The research on transfer of training (Joyce and Showers, etc.) and the principles of effective professional development teach us that initial training experiences are not sufficient by themselves to ensure improved teacher performance. If teachers are expected to improve, they must have the support of experts and their peers through mentoring and coaching to help them transfer their knowledge gained in training into their classrooms and then adapt that knowledge to work in that unique context with their individual skills set.

Only then can they eventually develop mastery of the strategies they have learned.

That is why effective induction and mentoring programs (indeed, all staff development activities) need to be an integrated process of group instruction, planning, and practice combined with individual follow up support in the classroom for implementation.


Next, this approach must be integrated with the research and expert knowledge base on novice teacher needs, AND the expectations of today's focus on standards of professional practice.
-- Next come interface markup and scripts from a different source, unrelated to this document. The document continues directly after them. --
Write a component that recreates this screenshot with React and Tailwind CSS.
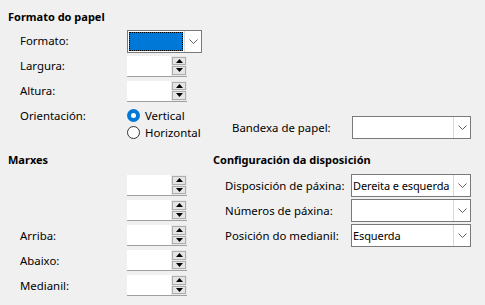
import React from "react";

const font = { fontFamily: '"Noto Sans", "Open Sans", sans-serif' };

function Chevron() {
  return (
    <svg width="9" height="5" viewBox="0 0 9 5" className="block">
      <path d="M0.5 0.5 L4.5 4.5 L8.5 0.5" fill="none" stroke="#606060" strokeWidth="1" />
    </svg>
  );
}

function Spin() {
  return (
    <div className="flex w-[60px] h-[21px] border-b border-[#a0a0a0] bg-white">
      <div className="flex-1 bg-white" />
      <div className="w-[16px] flex flex-col gap-[1px] bg-[#e8e8e8] p-[1px]">
        <div className="flex-1 border border-[#adadad] bg-[#e5e5e5] flex items-center justify-center">
          <svg width="7" height="4" viewBox="0 0 7 4"><path d="M0 4 L3.5 0 L7 4 Z" fill="#000" /></svg>
        </div>
        <div className="flex-1 border border-[#adadad] bg-[#e5e5e5] flex items-center justify-center">
          <svg width="7" height="4" viewBox="0 0 7 4"><path d="M0 0 L3.5 4 L7 0 Z" fill="#000" /></svg>
        </div>
      </div>
    </div>
  );
}

function Combo({ text, w = 120, focus = false }) {
  return (
    <div className="flex h-[23px] border border-[#7a7a7a] bg-white" style={{ width: w }}>
      {focus ? (
        <div className="flex-1 p-[1px]">
          <div className="h-full bg-[#0078d7] outline outline-1 outline-dotted outline-black -outline-offset-1" />
        </div>
      ) : (
        <div className="flex-1 min-w-0 flex items-center pl-[1px] text-[11px] tracking-[-0.1px] text-black leading-none whitespace-nowrap">{text}</div>
      )}
      <div className="w-[17px] shrink-0 border-l border-[#d9d9d9] flex items-center justify-center">
        <Chevron />
      </div>
    </div>
  );
}

function Radio({ checked, label }) {
  return (
    <div className="flex items-center gap-[5px] h-[17px]">
      {checked ? (
        <div className="w-[13px] h-[13px] rounded-full bg-[#0078d7] flex items-center justify-center">
          <div className="w-[5px] h-[5px] rounded-full bg-white" />
        </div>
      ) : (
        <div className="w-[13px] h-[13px] rounded-full border border-[#333] bg-white" />
      )}
      <span>{label}</span>
    </div>
  );
}

export default function App() {
  return (
    <div className="w-[485px] h-[305px] bg-[#f0f0f0] text-black text-[11.4px] overflow-hidden whitespace-nowrap" style={font}>
      <div className="pt-[9px] pl-[8px] font-bold text-[11px] leading-[16px]">Formato do papel</div>
      <div className="pl-[20px] mt-[5px] flex flex-col gap-[3px]">
        <div className="flex items-center h-[22px]">
          <div className="w-[107px]">Formato:</div>
          <Combo w={75} focus />
        </div>
        <div className="flex items-center h-[22px]">
          <div className="w-[107px]">Largura:</div>
          <Spin />
        </div>
        <div className="flex items-center h-[22px]">
          <div className="w-[107px]">Altura:</div>
          <Spin />
        </div>
        <div className="flex mt-[2px]">
          <div className="w-[107px] leading-[17px]">Orientación:</div>
          <div className="flex flex-col w-[76px]">
            <Radio checked label="Vertical" />
            <Radio label="Horizontal" />
          </div>
          <div className="flex items-center ml-[29px] mt-[9px] h-[23px]">
            <div className="w-[120px]">Bandexa de papel:</div>
            <Combo w={119} />
          </div>
        </div>
      </div>
      <div className="flex mt-[11px]">
        <div className="w-[205px] pl-[8px]">
          <div className="font-bold text-[11px] leading-[16px]">Marxes</div>
          <div className="flex flex-col gap-[4px] mt-[7px] pl-[12px]">
            {["", "", "Arriba:", "Abaixo:", "Medianil:"].map((l, i) => (
              <div key={i} className="flex items-center h-[21px]">
                <div className="w-[107px]">{l}</div>
                <Spin />
              </div>
            ))}
          </div>
        </div>
        <div className="pl-[8px]">
          <div className="font-bold text-[11px] leading-[16px]">Configuración da disposición</div>
          <div className="flex flex-col gap-[2px] mt-[6px] pl-[12px]">
            {[["Disposición de páxina:", "Dereita e esquerda"], ["Números de páxina:", ""], ["Posición do medianil:", "Esquerda"]].map(([l, v], i) => (
              <div key={i} className="flex items-center h-[23px]">
                <div className="w-[126px]">{l}</div>
                <Combo w={120} text={v} />
              </div>
            ))}
          </div>
        </div>
      </div>
    </div>
  );
}
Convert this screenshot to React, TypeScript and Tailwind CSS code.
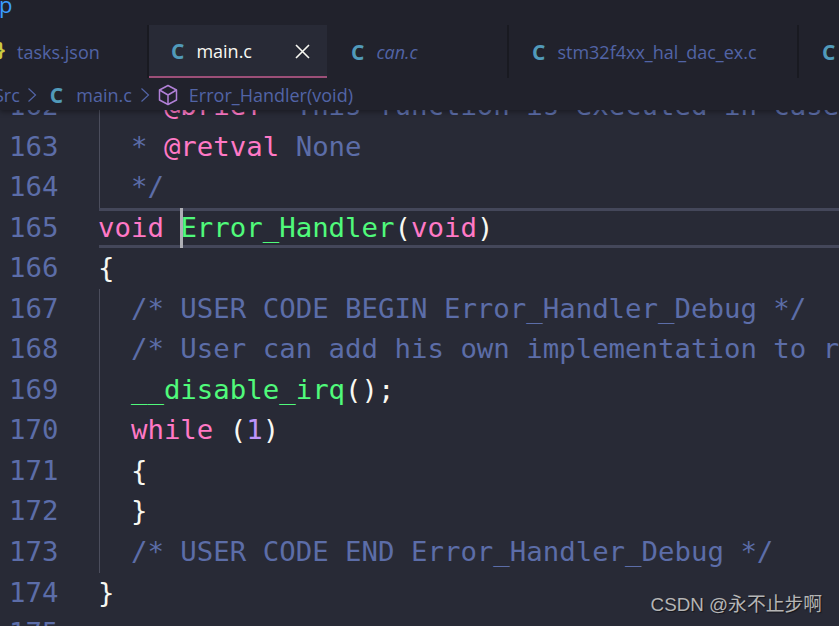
const ui = "font-['Open_Sans','Noto_Sans',sans-serif]";

function CIcon({ className = "" }: { className?: string }) {
  return <span className={`font-['Open_Sans',sans-serif] font-bold text-[#519aba] text-[21px] leading-none ${className}`}>C</span>;
}

function Cube() {
  return (
    <svg width="20" height="22" viewBox="0 0 20 22" fill="none" stroke="#b180d7" strokeWidth="1.5" strokeLinejoin="round" className="shrink-0">
      <path d="M10 1.500 18.500 6v10L10 20.500 1.500 16V6Z" />
      <path d="M1.500 6 10 11l8.500-5M10 11v9.500" />
    </svg>
  );
}

type Seg = [string, string?];
const cm = "text-[#5c6da8]";
const kw = "text-[#ff79c6]";
const fn = "text-[#50fa7b]";
const tx = "text-[#f8f8f2]";
const pu = "text-[#bd93f9]";

const lines: { n: number; guide?: boolean; segs: Seg[]; current?: boolean }[] = [
  { n: 162, guide: true, segs: [["  * ", cm], ["@brief", kw], ["  This function is executed in case of error occurrence.", cm]] },
  { n: 163, guide: true, segs: [["  * ", cm], ["@retval", kw], [" None", cm]] },
  { n: 164, guide: true, segs: [["  */", cm]] },
  { n: 165, current: true, segs: [["void", kw], [" ", tx], ["Error_Handler", fn], ["(", tx], ["void", kw], [")", tx]] },
  { n: 166, segs: [["{", tx]] },
  { n: 167, guide: true, segs: [["  /* USER CODE BEGIN Error_Handler_Debug */", cm]] },
  { n: 168, guide: true, segs: [["  /* User can add his own implementation to report the HAL error return state */", cm]] },
  { n: 169, guide: true, segs: [["  ", tx], ["__disable_irq", fn], ["();", tx]] },
  { n: 170, guide: true, segs: [["  ", tx], ["while", kw], [" (", tx], ["1", pu], [")", tx]] },
  { n: 171, guide: true, segs: [["  {", tx]] },
  { n: 172, guide: true, segs: [["  }", tx]] },
  { n: 173, guide: true, segs: [["  /* USER CODE END Error_Handler_Debug */", cm]] },
  { n: 174, segs: [["}", tx]] },
  { n: 175, segs: [] },
];

export default function App() {
  return (
    <div className="relative w-[839px] h-[626px] overflow-hidden bg-[#282a36] flex flex-col">
      <header className="relative z-10 shrink-0 h-[110px] bg-[#21222c] shadow-[0_2px_5px_rgba(0,0,0,0.35)] flex flex-col">
        <div className={`h-[25px] shrink-0 overflow-hidden text-[#3b9cff] text-[22px] leading-[16px] ${ui}`}>
          <span className="block -ml-[1px] -mt-[4px]">p</span>
        </div>
        <div className={`h-[53px] shrink-0 flex ${ui} text-[18px] text-[#5264a6]`}>
          <div className="w-[149px] shrink-0 flex items-center border-r-2 border-[#191a21] pl-[17px] pt-[2px] relative">
            <span className="absolute -left-[3px] top-[9px] text-[#cbcb41] font-bold text-[20px]">{"}"}</span>
            tasks.json
          </div>
          <div className="w-[178px] shrink-0 flex items-center bg-[#282a36] border-b-2 border-[#9c4f78] pl-[22px] pt-[2px] text-[#f8f8f2]">
            <CIcon />
            <span className="ml-[12px]">main.c</span>
            <svg width="15" height="15" viewBox="0 0 15 15" stroke="#f8f8f2" strokeWidth="1.6" className="ml-[43px]"><path d="M1 1l13 13M14 1 1 14" /></svg>
          </div>
          <div className="w-[182px] shrink-0 flex items-center border-r-2 border-[#191a21] pl-[24px] pt-[2px]">
            <CIcon />
            <span className="ml-[12px] italic">can.c</span>
          </div>
          <div className="w-[290px] shrink-0 flex items-center border-r-2 border-[#191a21] pl-[23px] pt-[2px]">
            <CIcon />
            <span className="ml-[12px]">stm32f4xx_hal_dac_ex.c</span>
          </div>
          <div className="flex items-center pl-[23px] pt-[2px]">
            <CIcon />
          </div>
        </div>
        <div className={`h-[32px] shrink-0 flex items-center pt-[2px] ${ui} text-[18px] text-[#5264a6]`}>
          <span className="-ml-[6px]">Src</span>
          <svg width="10" height="16" viewBox="0 0 10 16" fill="none" stroke="#5264a6" strokeWidth="1.2" className="ml-[7px]"><path d="M1.500 1.500 8.500 8 1.500 14.500" /></svg>
          <CIcon className="ml-[13px]" />
          <span className="ml-[13px]">main.c</span>
          <svg width="10" height="16" viewBox="0 0 10 16" fill="none" stroke="#5264a6" strokeWidth="1.2" className="ml-[8px] mr-[8px]"><path d="M1.500 1.500 8.500 8 1.500 14.500" /></svg>
          <Cube />
          <span className="ml-[11px]">Error_Handler(void)</span>
        </div>
      </header>

      <main className="-mt-[24px] flex-1 font-['DejaVu_Sans_Mono','Liberation_Mono',monospace] text-[27.36px]">
        {lines.map((l) => (
          <div key={l.n} className="flex h-[40.55px] leading-[40.55px]">
            <div className="w-[99px] shrink-0 pl-[9px] text-[#5c6da8]">{l.n}</div>
            <div
              className={`relative flex-1 whitespace-pre ${
                l.current ? "border-y-[3px] border-[#44475a] leading-[34.55px]" : ""
              } ${l.guide ? "border-l border-[#4b4d5c]" : ""}`}
            >
              {l.current && <span className="absolute left-[81px] -top-[3px] h-[40.55px] w-[3px] bg-[#aeafb5]" />}
              <span className={l.guide ? "-ml-[2px]" : "-ml-[1px]"}>
                {l.segs.map((s, i) => (
                  <span key={i} className={s[1]}>{s[0]}</span>
                ))}
              </span>
            </div>
          </div>
        ))}
      </main>

      <div className="absolute right-[17px] top-[593px] font-['Liberation_Sans','Noto_Sans_CJK_SC',sans-serif] text-[18.8px] leading-[24px] text-[#b5b5b5] [text-shadow:1px_1px_1px_rgba(0,0,0,0.5)]">
        CSDN @永不止步啊
      </div>
    </div>
  );
}
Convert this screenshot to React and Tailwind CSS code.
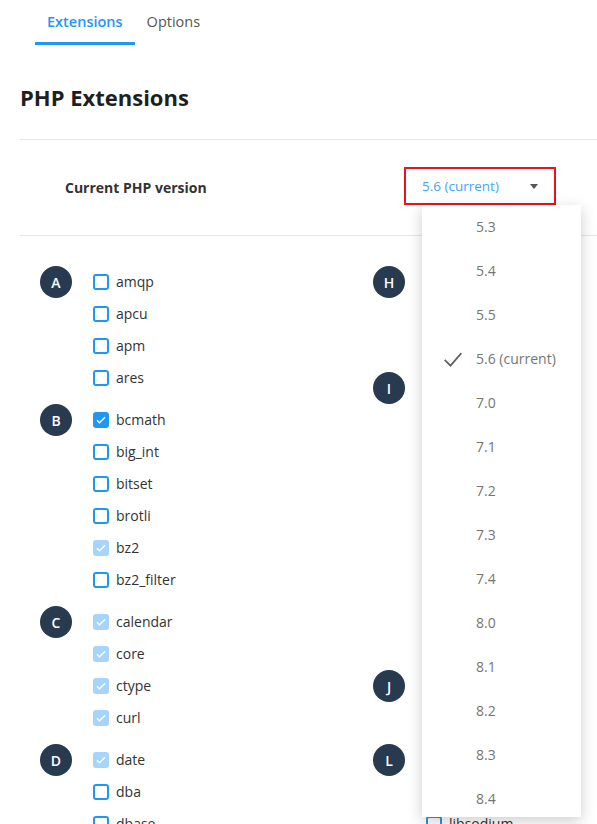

The lack of experience of beginning teachers means that, for accelerated professional growth and quick succeess in the classroom, they need:

  • Orientation in advance of need to prepare them to succeed the firt time
  • Training in theory, essential structures and knowledge, planning time and support, and then practice
  • Opportunities to see what excellent practice looks like and then, to debrief and apply what was observed
  • The support and ideas of their peers so peer knowledge can vicariously be appropriated and trial and error learning limited
  • Structured and faciliated opportunities to compare their own practice to standards of effective practice, and then to set growth goals and plan ways to achieve that growth
  • Structured and faciliated opportunities to collect, compare and reflect on artifacts of their own practice and of student work for evidence of their own growth and improved student results.
  • The support, encouragement, challenging, accountability, and integrating influence of an on-going relationship with an experienced teacher mentor.

Orientation, workshops/training, and support groups are almost always group activities, conducted most effectively when there are common needs for the members of the group.

Classroom visitations, professional growth goals, plans and portfolios and mentoring are best done as one-to-one activities, conducted when the needs of the participants are unique.

Mentoring is the linking activity (note the arrows in the diagram) which helps the new teacher to make sense of and to integrate all the other slearning and experiences into the new teacher's classroom to benefit students through improved professional practice.

Induction is the whole picture and mentoring is the one critical, central strategy among several other induction program strategies.